See Resource Management for a systematic memory reduction strategy.

Process killed (OOM) on CPU

TRT compilation can use up to 5× the model size in CPU memory.

Set TORCHTRT_ENABLE_BUILDER_MALLOC_TRIM=1 to reduce to ~3× model size.

Disable offload_module_to_cpu (False) to drop another 1× copy.

Runtime Errors#

“Engine failed to deserialize” / engine load fails

The TRT version on the loading machine is older than the one used to build the engine. Upgrade TRT or rebuild with version_compatible=True.

The GPU compute capability is lower than on the build machine. Rebuild with hardware_compatible=True (requires Ampere or newer).

Shape mismatch at runtime / “Invalid input shape”

The model was compiled for static shapes but receives a different shape at runtime. Recompile using torch_tensorrt.Input with min/opt/max shapes to enable dynamic shapes.

If using MutableTorchTensorRTModule, call set_expected_dynamic_shape_range before the first forward pass.

Wrong numerical results (large error vs PyTorch)

Enable higher precision: cast model and inputs to float32, or remove model.half() / model.bfloat16() calls. Strong typing is always enabled — set dtypes directly in the model and inputs.

TF32 is enabled by default on Ampere and newer GPUs. Disable it with disable_tf32=True for bit-exact FP32 comparison.

If using cross-compiled Windows engines, floating-point results may differ slightly due to driver differences.
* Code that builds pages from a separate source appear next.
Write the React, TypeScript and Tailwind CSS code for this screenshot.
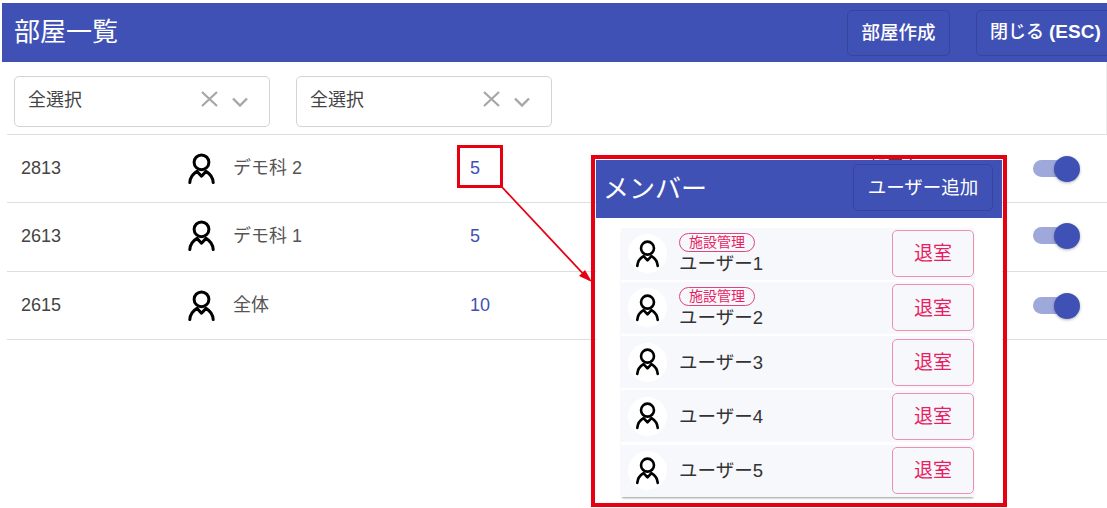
import React from "react";

const FONT = "[font-family:'Liberation_Sans','Noto_Sans_CJK_JP',sans-serif]";

function PersonIcon({ className }: { className: string }) {
  return (
    <svg viewBox="0 0 27 32" className={className} fill="none" stroke="#000" strokeWidth="3" strokeLinecap="round" strokeLinejoin="round">
      <circle cx="13.5" cy="9.3" r="7.4" />
      <path d="M1.8 29.6C2.2 24.6 4.8 20.8 9 18.4L13.5 23.2L18 18.4C22.2 20.8 24.8 24.6 25.2 29.6" />
    </svg>
  );
}

function Toggle() {
  return (
    <div className="relative h-[26px] w-[47px]">
      <div className="absolute left-0 top-[4px] h-[17px] w-[42px] rounded-full bg-[#9fa8da]" />
      <div className="absolute right-0 top-0 h-[26px] w-[26px] rounded-full bg-[#3f51b5] shadow-[0_1px_3px_rgba(0,0,0,0.3)]" />
    </div>
  );
}

function SelectBox() {
  return (
    <div className="flex h-[51px] w-[256px] items-center rounded-[5px] border border-[#d4d4d4] bg-white pl-[13px] pr-[21px]">
      <span className="mb-[3px] flex-1 text-[18px] text-[#444]">全選択</span>
      <svg viewBox="0 0 17 16" className="mb-[6px] mr-[14px] h-[16px] w-[17px]" fill="none" stroke="#a6a6a6" strokeWidth="2.2">
        <path d="M1 1L16 15M16 1L1 15" />
      </svg>
      <svg viewBox="0 0 16 10" className="h-[10px] w-[16px]" fill="none" stroke="#a6a6a6" strokeWidth="2.4">
        <path d="M1 1.5L8 8.5L15 1.5" />
      </svg>
    </div>
  );
}

const rows = [
  { id: "2813", name: "デモ科 2", count: "5", h: "h-[68px]", extra: true },
  { id: "2613", name: "デモ科 1", count: "5", h: "h-[69px] pb-[2px]", extra: false },
  { id: "2615", name: "全体", count: "10", h: "h-[68px]", extra: false },
];

const members = [
  { name: "ユーザー1", tag: true },
  { name: "ユーザー2", tag: true },
  { name: "ユーザー3", tag: false },
  { name: "ユーザー4", tag: false },
  { name: "ユーザー5", tag: false },
];

function MemberRow({ name, tag }: { name: string; tag: boolean }) {
  return (
    <div className="flex h-[52px] items-center bg-[#f7f8fc] pl-[7px]">
      <div className="flex h-[39px] w-[39px] shrink-0 items-center justify-center rounded-full bg-white">
        <PersonIcon className="h-[28px] w-[25px]" />
      </div>
      <div className="ml-[12px] flex flex-1 flex-col">
        {tag && (
          <span className="flex h-[19px] w-[76px] items-center justify-center rounded-full border-[1.5px] border-[#e0457b] text-[14px] leading-none text-[#e91e63]">
            施設管理
          </span>
        )}
        <span className="text-[18.5px] leading-[23px] text-[#333]">{name}</span>
      </div>
      <button className="flex h-[47px] w-[82px] items-center justify-center rounded-[5px] border border-[#ee8fb0] pt-[2px] text-[19px] text-[#e91e63]">
        退室
      </button>
    </div>
  );
}

export default function App() {
  return (
    <div className={`relative h-[508px] w-[1107px] overflow-hidden bg-white pt-[3px] ${FONT}`}>
      <header className="ml-[2px] flex h-[59px] items-center justify-between bg-[#3f51b5] pl-[12px] text-white">
        <h1 className="text-[26px] font-normal">部屋一覧</h1>
        <div className="-mr-[6px] flex items-center gap-[26px]">
          <button className="flex h-[46px] w-[103px] items-center justify-center rounded-[5px] border border-[#35459c] text-[18.5px] font-medium">
            部屋作成
          </button>
          <button className="flex h-[46px] w-[137px] items-center justify-start rounded-[5px] border border-[#35459c] pl-[13px] text-[18px] font-medium whitespace-nowrap">
            閉じる <span className="ml-[5px] text-[19px] font-bold">(ESC)</span>
          </button>
        </div>
      </header>

      <div className="flex h-[72px] gap-[26px] border-r border-[#ececec] pl-[14px] pt-[14px]">
        <SelectBox />
        <SelectBox />
      </div>

      <div className="ml-[7px]">
        {rows.map((r) => (
          <div key={r.id} className={`flex items-center border-t border-[#dedede] pr-[27px] ${r.h} text-[18px] text-[#444]`}>
            <span className="w-[181px] pl-[14px]">{r.id}</span>
            <PersonIcon className="h-[32px] w-[27px]" />
            <span className="ml-[18px] w-[237px] text-[#555]">{r.name}</span>
            <span className="w-[398px] text-[#3f51b5]">{r.count}</span>
            <span className="flex-1 text-[#444]">{r.extra ? "部屋名" : ""}</span>
            <Toggle />
          </div>
        ))}
        <div className="border-t border-[#dedede]" />
      </div>

      {/* callout over the table */}
      <div className="absolute left-[457px] top-[145px] h-[43px] w-[46px] border-[3.5px] border-[#e60012]" />
      <svg className="absolute left-[495px] top-[180px] h-[110px] w-[105px]" viewBox="0 0 105 110" fill="none">
        <path d="M6 6L94 100" stroke="#e60012" strokeWidth="1.8" />
        <path d="M97 102L84 96L90 90Z" fill="#e60012" />
      </svg>
      <div className="absolute left-[591px] top-[155px] h-[352px] w-[416px] border-[4px] border-[#e60012] p-[1px]">
        <div className="h-full bg-white">
          <div className="flex h-[58px] items-center justify-between bg-[#3f51b5] pl-[7px] pr-[9px] text-white">
            <span className="text-[26px]">メンバー</span>
            <button className="mb-[3px] flex h-[47px] w-[140px] items-center justify-center rounded-[5px] border border-[#35459c] text-[18.5px]">
              ユーザー追加
            </button>
          </div>
          <div className="ml-[25px] mt-[9.5px] flex w-[353px] flex-col gap-[2.3px] shadow-[0_2px_2px_-1px_rgba(0,0,0,0.4)]">
            {members.map((m) => (
              <MemberRow key={m.name} name={m.name} tag={m.tag} />
            ))}
          </div>
        </div>
      </div>
    </div>
  );
}
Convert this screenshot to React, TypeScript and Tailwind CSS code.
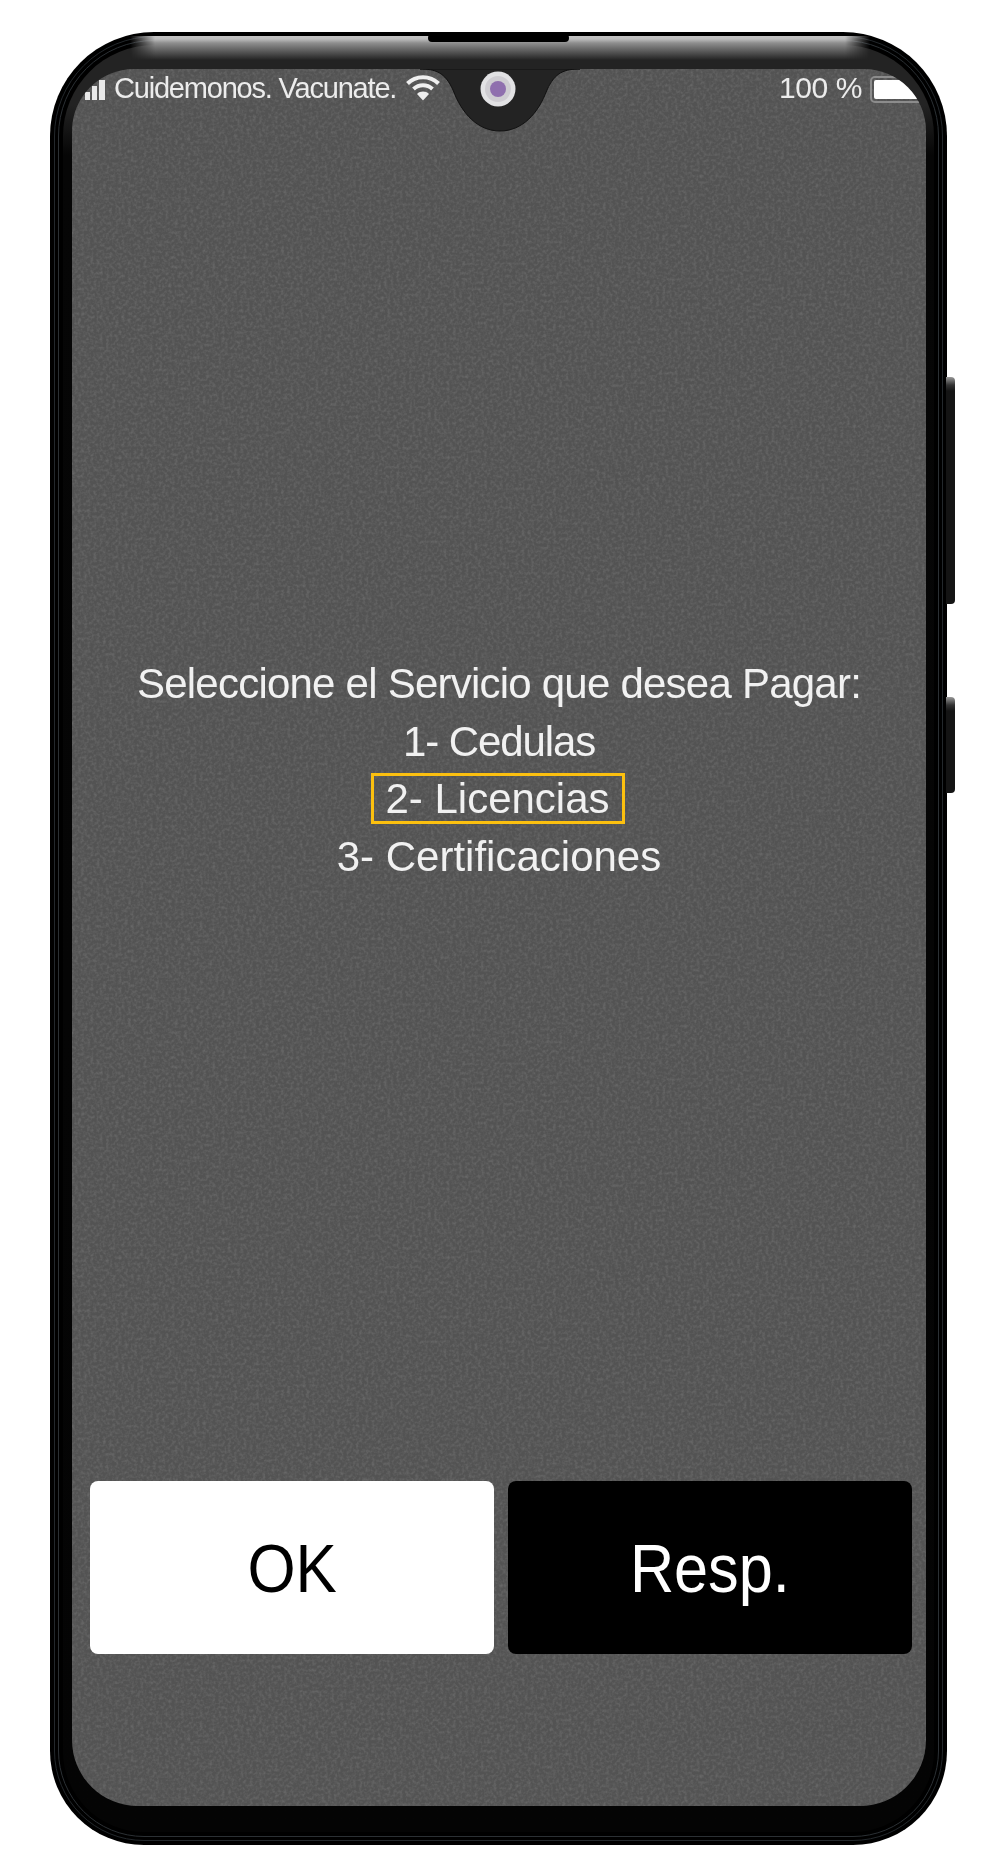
export default function App() {
  return (
    <div className="w-[1000px] h-[1875px] bg-white pt-[32px] pl-[50px] overflow-hidden font-['Liberation_Sans',Arial,sans-serif]">
      {/* phone body */}
      <div className="relative w-[897px] h-[1813px] rounded-t-[104px] rounded-b-[94px] bg-black p-[4px]">
        {/* side buttons */}
        <div className="absolute left-[896px] top-[345px] w-[9px] h-[227px] rounded-r-[4px] bg-[linear-gradient(#999_0,#333_8px,#141414_14px,#141414_100%)]" />
        <div className="absolute left-[896px] top-[665px] w-[9px] h-[96px] rounded-r-[4px] bg-[linear-gradient(#999_0,#333_8px,#141414_14px,#141414_100%)]" />

        {/* bevel rings */}
        <div className="h-full rounded-t-[100px] rounded-b-[90px] border border-[#23282c] p-[3px]">
          <div className="h-full rounded-t-[96px] rounded-b-[86px] border border-[#2b3034] p-[4px]">
            <div className="h-full rounded-t-[91px] rounded-b-[81px] pl-[9px] pr-[8px] pt-[24px] pb-[25px] bg-[linear-gradient(#232323_0,#232323_60px,#060606_110px,#040404_100%)]">
              {/* screen */}
              <div className="relative w-[854px] h-[1737px] rounded-t-[62px] rounded-b-[66px] overflow-hidden bg-[#535353] flex flex-col text-white">
                <svg className="absolute inset-0 w-full h-full" aria-hidden="true">
                  <filter id="grain" x="0" y="0" width="100%" height="100%">
                    <feTurbulence type="fractalNoise" baseFrequency="0.32" numOctaves="2" seed="4" />
                    <feColorMatrix values="0 0 0 0 0.75  0 0 0 0 0.75  0 0 0 0 0.75  1.6 0 0 0 -0.62" />
                  </filter>
                  <rect width="100%" height="100%" filter="url(#grain)" opacity="0.18" />
                </svg>

                {/* status bar */}
                <div className="relative h-[41px] flex items-start text-[#ececec] blur-[0.4px]">
                  <div className="ml-[13px] mt-[11px] flex items-end gap-[2px] h-[20px]">
                    <span className="w-[5px] h-[8px] bg-[#e8e8e8]" />
                    <span className="w-[5px] h-[14px] bg-[#e8e8e8]" />
                    <span className="w-[6px] h-[20px] bg-[#e8e8e8]" />
                  </div>
                  <span className="ml-[9px] mt-[3px] text-[29px] leading-[32px] tracking-[-1.2px] whitespace-nowrap">Cuidemonos. Vacunate.</span>
                  <svg className="ml-[10px] mt-[4px]" width="34" height="28" viewBox="0 0 34 28" aria-hidden="true">
                    <path d="M1.5 10.5C10 2 24 2 32.5 10.5" fill="none" stroke="#efefef" strokeWidth="4" />
                    <path d="M7.5 16C13 11 21 11 26.5 16" fill="none" stroke="#efefef" strokeWidth="4" />
                    <path d="M11 21C14.5 17.8 19.5 17.8 23 21L17 27.5Z" fill="#efefef" />
                  </svg>
                  <span className="ml-auto mt-[3px] text-[30px] leading-[32px] tracking-[-0.4px] whitespace-nowrap">100 %</span>
                  <div className="ml-[8px] mr-[-10px] mt-[7px] w-[66px] h-[27px] rounded-[5px] border-2 border-[#8c8c8c] p-[2px]">
                    <div className="w-full h-[19px] rounded-[2px] bg-white" />
                  </div>
                </div>

                {/* notch */}
                <svg className="absolute left-[348px] top-0" width="160" height="63" viewBox="0 0 160 63" aria-hidden="true">
                  <path d="M0 0C15 0 25 3 33 21C42 45 58 62 80 62C102 62 118 45 127 21C135 3 145 0 160 0Z" fill="#232323" stroke="#111" strokeWidth="1" />
                  <circle cx="78" cy="20" r="17.5" fill="#e2e2e4" />
                  <circle cx="78" cy="20" r="13" fill="#cfcdd2" />
                  <circle cx="78" cy="20" r="8" fill="#8f6fae" />
                </svg>

                {/* message */}
                <div className="relative mt-[545px] flex flex-col items-center text-[42px] leading-[57.5px] text-[#f1f1f1] whitespace-nowrap">
                  <div className="h-[57.5px] tracking-[-0.77px] blur-[0.4px]">Seleccione el Servicio que desea Pagar:</div>
                  <div className="h-[57.5px] tracking-[-1.1px] blur-[0.4px]">1- Cedulas</div>
                  <div className="h-[57.5px] flex items-center">
                    <div className="mr-[3px] w-[254px] h-[51px] border-[3px] border-[#fcc00f] flex items-center justify-center">
                      <span className="blur-[0.4px]">2- Licencias</span>
                    </div>
                  </div>
                  <div className="h-[57.5px] blur-[0.4px]">3- Certificaciones</div>
                </div>

                {/* buttons */}
                <div className="relative mt-auto mb-[152px] ml-[18px] mr-[14px] grid grid-cols-2 gap-[14px] h-[173px] text-[68px]">
                  <div className="rounded-[8px] bg-white text-black flex items-center justify-center">
                    <span className="inline-block scale-x-[0.91]">OK</span>
                  </div>
                  <div className="rounded-[8px] bg-black text-white flex items-center justify-center">
                    <span className="inline-block scale-x-[0.9]">Resp.</span>
                  </div>
                </div>
              </div>
            </div>
          </div>
        </div>

        {/* top highlight */}
        <div className="absolute left-[80px] right-[77px] top-[4px] h-[24px] bg-[linear-gradient(#c4c4c4_0,#bdbdbd_3px,#8e8e8e_7px,#6e6e6e_12px,#232323_24px)] [mask-image:linear-gradient(90deg,transparent,#000_25px,#000_calc(100%-25px),transparent)]" />
        {/* earpiece */}
        <div className="absolute left-[378px] top-[2px] w-[141px] h-[8px] rounded-[4px] bg-black" />
      </div>
    </div>
  );
}
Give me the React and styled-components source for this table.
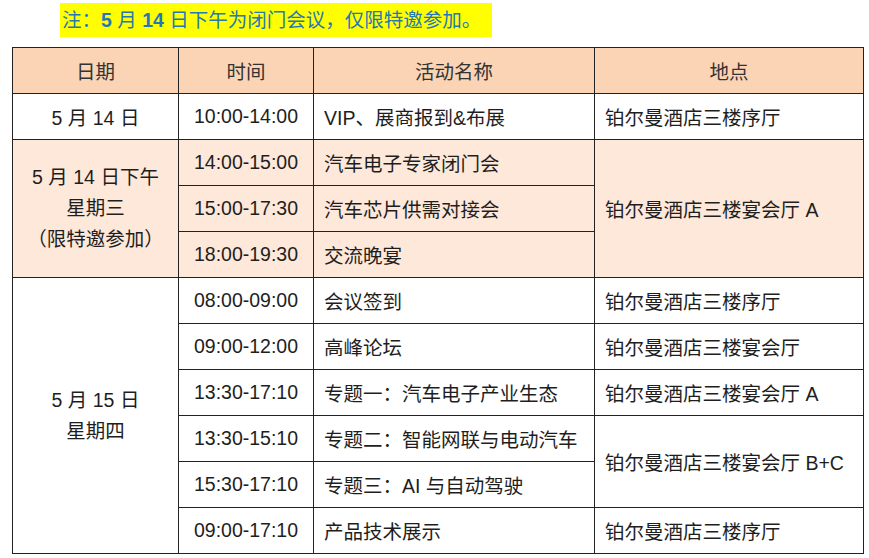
import React from "react";
import styled, { createGlobalStyle } from "styled-components";

const GlobalStyle = createGlobalStyle`
  html, body {
    margin: 0;
    padding: 0;
    background: #fff;
  }
  body {
    font-family: "Liberation Sans", "Noto Sans CJK SC", sans-serif;
    color: #222;
  }
`;

const Page = styled.div`
  width: 869px;
  height: 558px;
  padding: 3px 0 0 12px;
  box-sizing: border-box;
  overflow: hidden;
`;

const NoteLine = styled.div`
  height: 44px;
  padding-left: 48px;
`;

const Note = styled.span`
  display: inline-block;
  height: 34px;
  line-height: 34px;
  padding: 0 11px 0 2px;
  background: #ffff00;
  color: #2677b5;
  font-size: 19.5px;
  white-space: nowrap;
`;

const Strong = styled.b`
  font-weight: bold;
`;

const Table = styled.table`
  border-collapse: collapse;
  table-layout: fixed;
  width: 851px;
  font-family: "Liberation Sans", "Noto Sans CJK SC", sans-serif;
  font-size: 19.5px;
`;

const Col = styled.col`
  width: ${(p) => p.w}px;
`;

const HeadCell = styled.th`
  height: 45px;
  padding: 0;
  border: 1px solid #222;
  background: #fbd4b5;
  font-weight: normal;
  text-align: center;
  color: #333;
`;

const Row = styled.tr`
  background: ${(p) => (p.tint ? "#fde8da" : "#fff")};
`;

const Cell = styled.td`
  height: 45px;
  padding: 0;
  padding-left: ${(p) => (p.left ? "10px" : "0")};
  border: 1px solid #222;
  text-align: ${(p) => (p.left ? "left" : "center")};
  vertical-align: middle;
  line-height: ${(p) => (p.lh ? p.lh : "normal")};
  white-space: nowrap;
  color: #1e1e1e;
`;

const rows = [
  {
    tint: false,
    date: { text: ["5 月 14 日"], span: 1 },
    time: "10:00-14:00",
    name: "VIP、展商报到&布展",
    place: { text: "铂尔曼酒店三楼序厅", span: 1 },
  },
  {
    tint: true,
    date: { text: ["5 月 14 日下午", "星期三", "（限特邀参加）"], span: 3 },
    time: "14:00-15:00",
    name: "汽车电子专家闭门会",
    place: { text: "铂尔曼酒店三楼宴会厅 A", span: 3 },
  },
  { tint: true, time: "15:00-17:30", name: "汽车芯片供需对接会" },
  { tint: true, time: "18:00-19:30", name: "交流晚宴" },
  {
    tint: false,
    date: { text: ["5 月 15 日", "星期四"], span: 6 },
    time: "08:00-09:00",
    name: "会议签到",
    place: { text: "铂尔曼酒店三楼序厅", span: 1 },
  },
  {
    tint: false,
    time: "09:00-12:00",
    name: "高峰论坛",
    place: { text: "铂尔曼酒店三楼宴会厅", span: 1 },
  },
  {
    tint: false,
    time: "13:30-17:10",
    name: "专题一：汽车电子产业生态",
    place: { text: "铂尔曼酒店三楼宴会厅 A", span: 1 },
  },
  {
    tint: false,
    time: "13:30-15:10",
    name: "专题二：智能网联与电动汽车",
    place: { text: "铂尔曼酒店三楼宴会厅 B+C", span: 2 },
  },
  { tint: false, time: "15:30-17:10", name: "专题三：AI 与自动驾驶" },
  {
    tint: false,
    time: "09:00-17:10",
    name: "产品技术展示",
    place: { text: "铂尔曼酒店三楼序厅", span: 1 },
  },
];

export default function App() {
  return (
    <Page>
      <GlobalStyle />
      <NoteLine>
        <Note>
          注：<Strong>5</Strong> 月 <Strong>14</Strong> 日下午为闭门会议，仅限特邀参加。
        </Note>
      </NoteLine>
      <Table>
        <colgroup>
          <Col w={166} />
          <Col w={135} />
          <Col w={281} />
          <Col w={269} />
        </colgroup>
        <thead>
          <tr>
            <HeadCell>日期</HeadCell>
            <HeadCell>时间</HeadCell>
            <HeadCell>活动名称</HeadCell>
            <HeadCell>地点</HeadCell>
          </tr>
        </thead>
        <tbody>
          {rows.map((r, i) => (
            <Row key={i} tint={r.tint}>
              {r.date && (
                <Cell rowSpan={r.date.span} lh={r.date.text.length > 1 ? "31px" : null}>
                  {r.date.text.map((t, j) => (
                    <div key={j}>{t}</div>
                  ))}
                </Cell>
              )}
              <Cell>{r.time}</Cell>
              <Cell left>{r.name}</Cell>
              {r.place && (
                <Cell left rowSpan={r.place.span}>
                  {r.place.text}
                </Cell>
              )}
            </Row>
          ))}
        </tbody>
      </Table>
    </Page>
  );
}
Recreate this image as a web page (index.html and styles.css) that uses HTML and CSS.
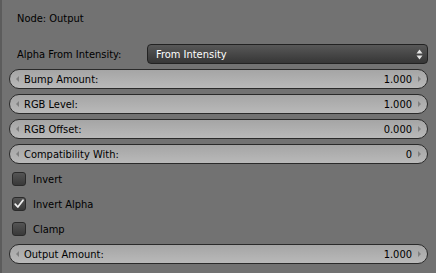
FILE: index.html
```html
<!DOCTYPE html>
<html lang="en">
<head>
    <meta charset="UTF-8">
    <title>Node: Output</title>
    <link rel="stylesheet" href="styles.css">
</head>
<body>
    <div class="panel">
        <div class="title">Node: Output</div>

        <div class="menu-row">
            <span class="menu-label">Alpha From Intensity:</span>
            <div class="menu">
                <span>From Intensity</span>
                <svg class="updown" width="7" height="11" viewBox="0 0 7 11">
                    <path d="M0.5 4.5 L3.5 0.5 L6.5 4.5 Z" fill="#e6e6e6"/>
                    <path d="M0.5 6.5 L3.5 10.5 L6.5 6.5 Z" fill="#e6e6e6"/>
                </svg>
            </div>
        </div>

        <div class="num"><i class="arr left"></i><span class="name">Bump Amount:</span><span class="val">1.000</span><i class="arr right"></i></div>
        <div class="num"><i class="arr left"></i><span class="name">RGB Level:</span><span class="val">1.000</span><i class="arr right"></i></div>
        <div class="num"><i class="arr left"></i><span class="name">RGB Offset:</span><span class="val">0.000</span><i class="arr right"></i></div>
        <div class="num"><i class="arr left"></i><span class="name">Compatibility With:</span><span class="val">0</span><i class="arr right"></i></div>

        <div class="check"><span class="box"></span>Invert</div>
        <div class="check"><span class="box on">
            <svg width="12" height="12" viewBox="0 0 12 12"><path d="M2.2 6.2 L4.8 9 L10 2.2" fill="none" stroke="#f0f0f0" stroke-width="1.8" stroke-linecap="round" stroke-linejoin="round"/></svg>
        </span>Invert Alpha</div>
        <div class="check"><span class="box"></span>Clamp</div>

        <div class="num"><i class="arr left"></i><span class="name">Output Amount:</span><span class="val">1.000</span><i class="arr right"></i></div>
    </div>
</body>
</html>
```

FILE: styles.css
```css
* {
    margin: 0;
    padding: 0;
    box-sizing: border-box;
}

body {
    background: #727272;
    font-family: "DejaVu Sans Condensed", "DejaVu Sans", sans-serif;
    font-stretch: condensed;
    font-size: 11px;
    color: #000;
}

.panel {
    height: 273px;
    border-left: 2px solid #5c5c5c;
    padding: 9px 8px 0 7px;
}

.title {
    height: 20px;
    line-height: 20px;
    padding-left: 8px;
}

.menu-row {
    display: flex;
    align-items: center;
    height: 20px;
    margin-top: 15px;
}

.menu-label {
    width: 138px;
    padding-left: 8px;
}

.menu {
    flex: 1;
    height: 20px;
    display: flex;
    align-items: center;
    justify-content: space-between;
    padding: 0 4px 0 8px;
    color: #fff;
    border: 1px solid #222;
    border-radius: 4px;
    background: linear-gradient(#585858, #363636);
}

.num {
    display: flex;
    align-items: center;
    height: 20px;
    margin-top: 5px;
    padding: 0 6px;
    border: 1px solid #2a2a2a;
    border-radius: 10px;
    background: linear-gradient(#a5a5a5, #b9b9b9);
}

.num .name {
    flex: 1;
    padding-left: 5px;
}

.num .val {
    padding-right: 6px;
}

.arr {
    width: 0;
    height: 0;
    border-top: 3px solid transparent;
    border-bottom: 3px solid transparent;
}

.arr.left {
    border-right: 3px solid #808080;
}

.arr.right {
    border-left: 3px solid #808080;
}

.check {
    display: flex;
    align-items: center;
    height: 20px;
    margin-top: 5px;
    padding-left: 3px;
}

.box {
    width: 14px;
    height: 14px;
    margin-right: 7px;
    border: 1px solid #2a2a2a;
    border-radius: 3px;
    background: linear-gradient(#555555, #393939);
    display: flex;
    align-items: center;
    justify-content: center;
}
```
Use optimization_level=0 to minimize kernel specialization.

“DynamicOutputAllocator required” / nonzero / unique ops fail

The model contains data-dependent-shape ops (nonzero, unique, masked_select, etc.) which require TRT’s output allocator.

Use torch_tensorrt.runtime.TorchTensorRTModule (or a compiled graph that wraps it) with requires_output_allocator=True so the runtime can use TRT’s output allocator when the engine needs dynamic output allocation.

See CUDAGraphs and the Output Allocator for DynamicOutputAllocator details.

Accuracy / Performance Issues#

Model is slower than expected after compilation

Warm up the model with at least 5 forward passes before measuring — TRT engines load kernels lazily on first use.

Use CUDA events for timing, not time.time() (wall-clock includes Python and CPU/GPU sync overhead).

Run with dryrun=True to check what fraction of ops are running in TRT vs PyTorch (high PyTorch fallback = low coverage = slow).

Increase optimization_level (0–5, default 3) to allow TRT more time to find faster kernels.

Use FP16 for throughput-critical workloads: model.half() with FP16 inputs, or enable_autocast=True + autocast_low_precision_type=torch.float16.

Try use_fast_partitioner=False for global partitioning — it is slower to compile but may produce better-performing partitions.

See Performance Tuning Guide for a complete benchmarking guide.

High latency with variable input sizes

Set min/opt/max shapes on torch_tensorrt.Input — TRT optimizes for the opt shape. Make opt match the most frequent production input.

Use CUDAGraphs (enable_cudagraphs=True) for fixed-shape low-latency inference; see CUDAGraphs and the Output Allocator.

“How do I do weight-only quantization (A16W8 / W8A16)?”

Weight-only quantization compresses model weights to INT8 while keeping activations in FP16/BF16. This is common for large language models where memory bandwidth is the bottleneck. To do this with ModelOpt, create a custom quantization config that enables weight_quantizer but disables input_quantizer:
import modelopt.torch.quantization as mtq

# Custom weight-only INT8 config
quant_cfg = {
    "quant_cfg": {
        "*weight_quantizer": {"num_bits": 8, "axis": 0},
        "*input_quantizer": {"enable": False},  # activations stay FP16
        "default": {"enable": False},
    },
    "algorithm": "max",
}

mtq.quantize(model, quant_cfg, forward_loop=calibration_loop)

trt_model = torch_tensorrt.compile(
    model, ir="dynamo", arg_inputs=inputs,
)
See NVIDIA ModelOpt documentation for the full list of built-in quantization configs and customization options.

Distributed / Tensor-Parallel Issues#

“DTensor inputs detected but use_distributed_mode_trace=False”

The model uses DTensor parameters (from parallelize_module) but the default export path does not handle them.

Set use_distributed_mode_trace=True in compilation options.

See Distributed Inference for the full tensor-parallel workflow.

Getting More Information#

Enable debug logging — wrap the compilation call in the torch_tensorrt.dynamo.Debugger context with log_level="debug" and inspect <logging_dir>/torch_tensorrt_logging.log.
Capture FX graphs — use capture_fx_graph_before / capture_fx_graph_after in the torch_tensorrt.dynamo.Debugger to see what the graph looks like at each lowering-pass boundary.
Dryrun — compile with dryrun=True to see the partition layout and coverage percentage without actually building TRT engines.
Layer info — compile with save_layer_info=True in the Debugger and inspect engine_layer_info.json to see what TRT kernels were selected.
File a bug — include the output of the above and the model’s exported_program.print_readable() when reporting issues at pytorch/TensorRT#issues.